Beadle & Grimm’s is following its 2025 release of Star Trek: Picard murder mystery game and an escape room in a box based on Star Trek: Strange New Worlds with two more Star Trek-themed games. This time around, players will be able to enjoy the antics of Star Trek: Lower Decks or prove the innocence of one of the franchise’s sketchiest characters. A Kickstarter campaign for Deep Space Nine: Holosuite Homicide and Lower Decks: Chaos Protocol launches on April 13.
“For all four of these games, we had to come up with a story that was interesting and compelling and understandable, no matter how much or how little of Star Trek you knew,” Beadle & Grimm’s co-founder Bill Rehor told Polygon in a video interview. “It couldn’t be reliant on any particular aspect of lore if that wasn’t something we could very easily explain.”

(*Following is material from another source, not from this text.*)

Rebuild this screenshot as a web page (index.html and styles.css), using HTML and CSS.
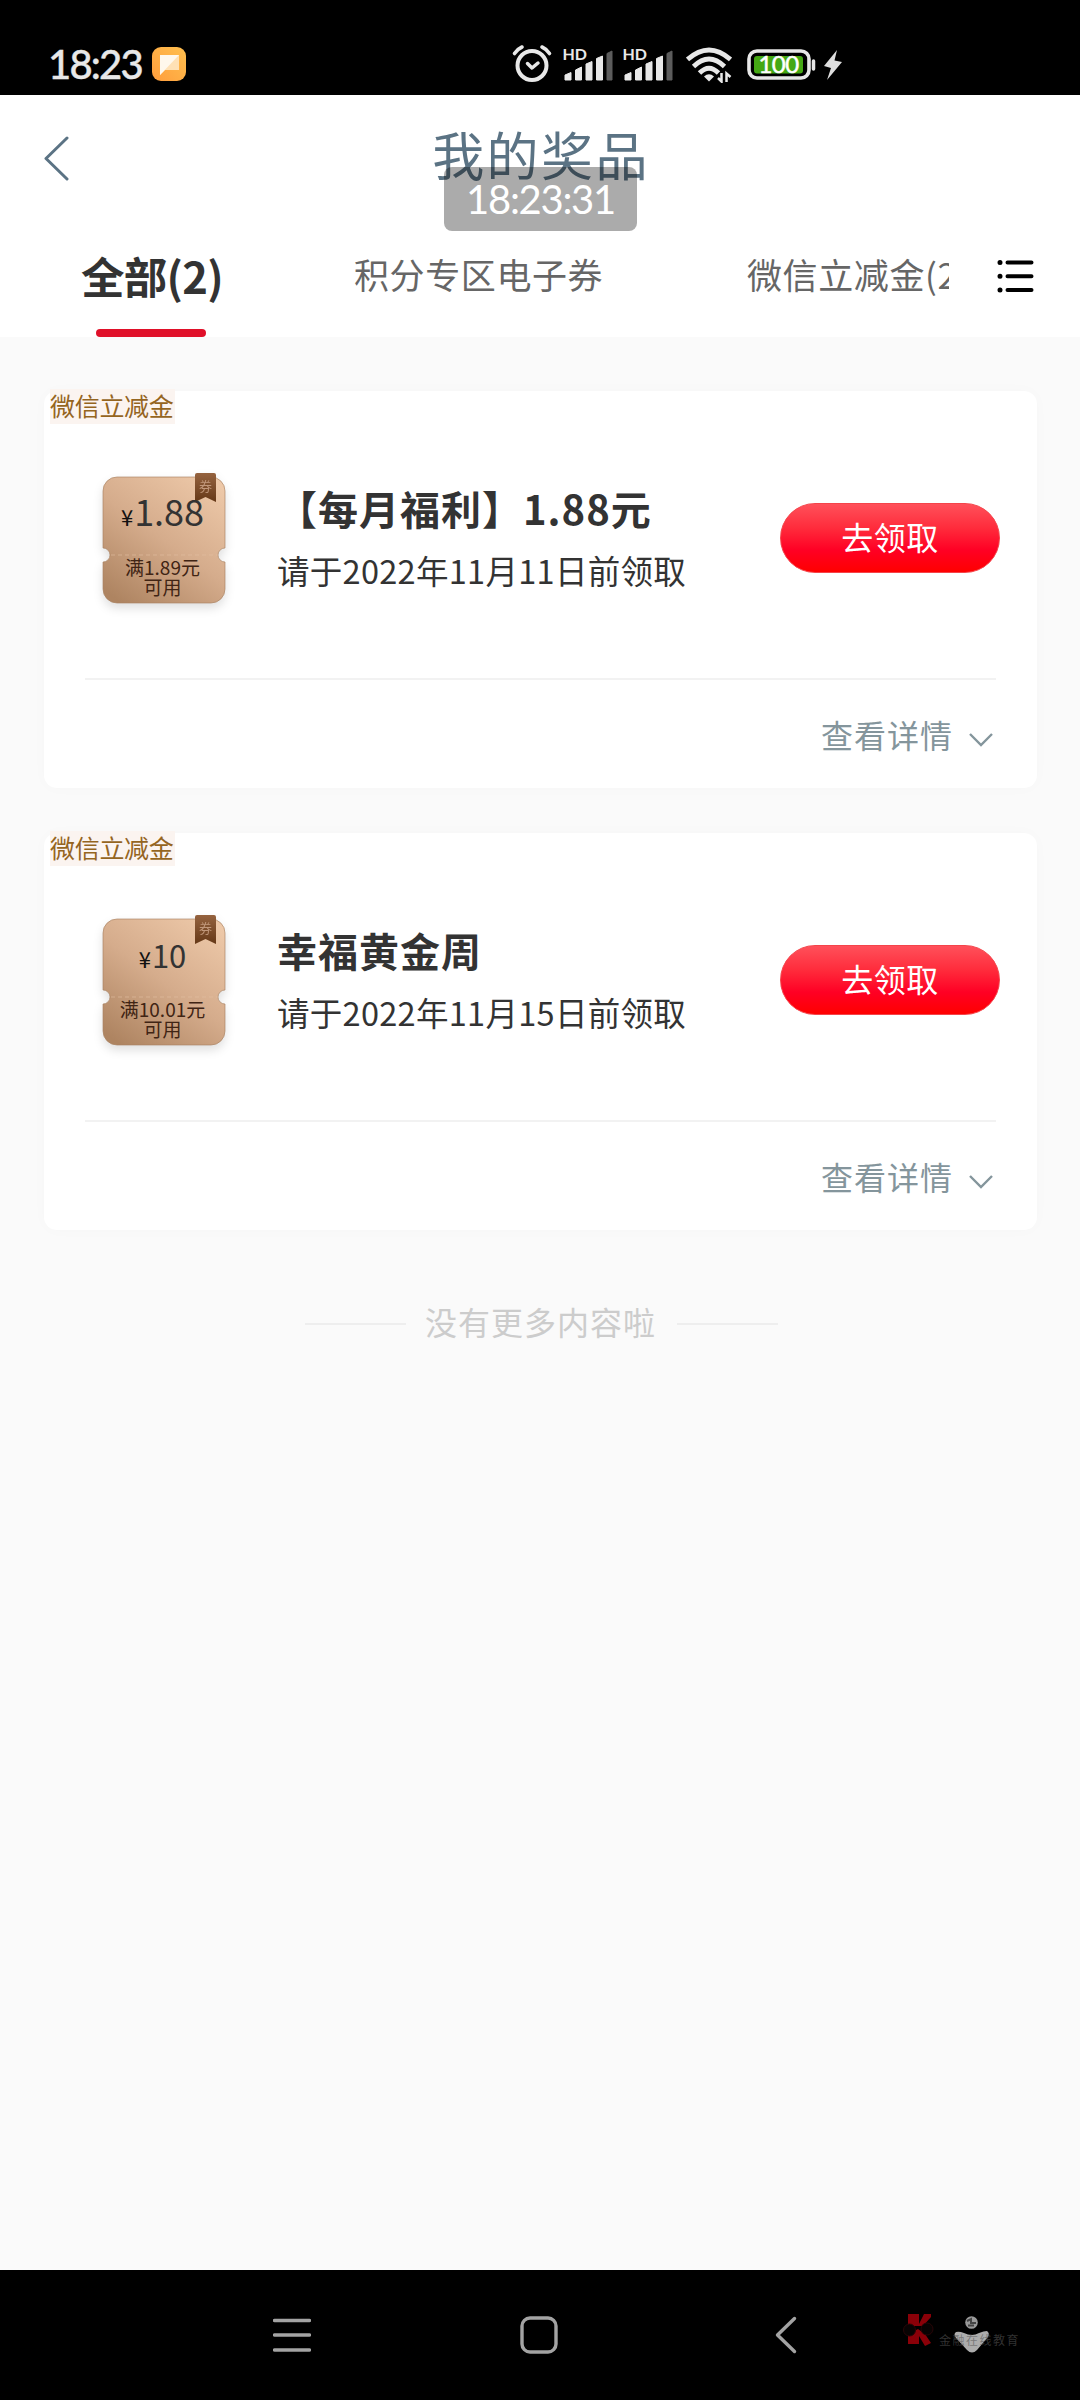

In Holosuite Homicide, you play a Starfleet Command junior investigator trying to prove the equipment at Quark’s Bar, Grill, Gaming House and Holosuite Arcade on Deep Space Nine didn’t malfunction and kill someone. Getting entangled in Quark’s shady business would typically be Odo’s job as the space station’s chief of security, but Beadle and Grimm’s designers opted against assigning players characters.
“One of the really beautiful things about this whole genre of games is that you can play them with basically any number of players. Assigning specific roles to people might become limiting,” Rehor said. “It seemed better to leave it a little bit less defined.”
Beadle & Grimm’s primarily makes high-end accessories for Dungeons & Dragons and other tabletop role-playing games, and the company brings the same level of design to the props for its Star Trek games. The murder mystery box contains three envelopes which are opened at different phases of the investigation, each packed with clues players need to decipher. Players also get wearable badges that can be scanned with a phone to enable augmented reality elements, like going to a web page to type in a code to get more information.